The facade of this one storey building is constructed in smooth, stuccoed brick. The two, large twin-lancet windows on the terraces, embellished with renaissance style terracotta objects are also particularly worthy of note. An original, 15th century Venetian, gothic twin-lancet window salvaged from an ancient noble house which had been demolished in the city adorns the palazzo's courtyard. A majestic neo-baroque staircase can also be admired next to the painted nymphaeum and takes visitors up to the main floor of the house, decorated by Modena-born artists Lelio Rossi (1844-1907), Fermo Forti (1839-1911), Andrea Becchi (1849-1926) and Carlo Grossi (1857-1931). The following can be visited with prior booking.

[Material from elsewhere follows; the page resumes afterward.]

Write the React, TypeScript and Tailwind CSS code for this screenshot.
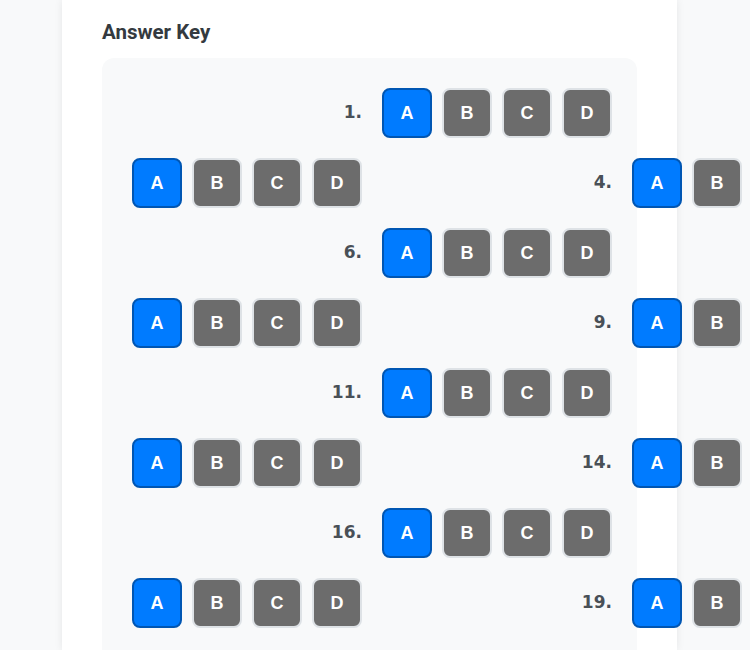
import React from "react";

const OPTIONS = ["A", "B", "C", "D"];

type Question = { id: number; answer: string };

const questions: Question[] = Array.from({ length: 20 }, (_, i) => ({
  id: i + 1,
  answer: "A",
}));

function OptionButton({ label, active }: { label: string; active: boolean }) {
  return (
    <button
      className={
        active
          ? "w-[50px] h-[50px] rounded-lg border-2 border-[#0056b3] bg-[#007bff] text-white text-[18px] font-bold font-['Liberation_Sans',Arial,sans-serif] flex items-center justify-center"
          : "w-[50px] h-[50px] rounded-lg border-2 border-[#dee2e6] bg-[#6c6c6c] text-white text-[18px] font-bold font-['Liberation_Sans',Arial,sans-serif] flex items-center justify-center"
      }
    >
      {label}
    </button>
  );
}

export default function App() {
  return (
    <div className="w-[750px] h-[650px] overflow-hidden bg-[#f8f9fa]">
      <div className="ml-[62px] w-[615px] h-full bg-white shadow-[0_0_8px_rgba(0,0,0,0.08)] px-10 pt-[20px]">
        <h2 className="text-[20.5px] leading-6 font-bold text-[#343a40] font-['Roboto',sans-serif] mb-[14px]">
          Answer Key
        </h2>
        <div className="bg-[#f8f9fa] rounded-xl p-[30px] h-[700px]">
          {/* five columns, label and buttons each take a cell */}
          <div className="grid grid-cols-[repeat(5,230px)] gap-5">
            {questions.map((q) => (
              <React.Fragment key={q.id}>
                <div className="h-[50px] flex items-center justify-end text-[17px] font-bold text-[#495057] font-['DejaVu_Sans',sans-serif]">
                  {q.id}.
                </div>
                <div className="flex gap-[10px]">
                  {OPTIONS.map((o) => (
                    <OptionButton key={o} label={o} active={o === q.answer} />
                  ))}
                </div>
              </React.Fragment>
            ))}
          </div>
        </div>
      </div>
    </div>
  );
}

The Large Hall on the Main Floor
Contains furnishings and decorations which have been specifically designed for it, such as its wooden doorframes and the imposing marble fireplace in the late 16th century-inspired living-room located next to it.
The Liberty Parlour
This room still contains its original decorations. Carlo Grossi's (1857-1931) paintings are on display in the "Salotto rosa," and illustrate the "Phases of the day" with frolicking feminine figures intertwined with flowers and with unmistakably liberty touches, particularly in terms of their details: ribbons, veils, hairstyles painted with light, deft brushstrokes and bright colours alluding to an innocent eroticism. The roof paintings in this ample room have been attributed to Lelio Rossi (1844-1907) and contain geometrical representations recalling the late neo-classical period with grotesque touches hinting at neo-renaissance decorations.
The small is found on the ground floor and has been decorated with an exotic, green, hilly landscape which possibly represents Africa during the colonial period between the 19th and 20th centuries.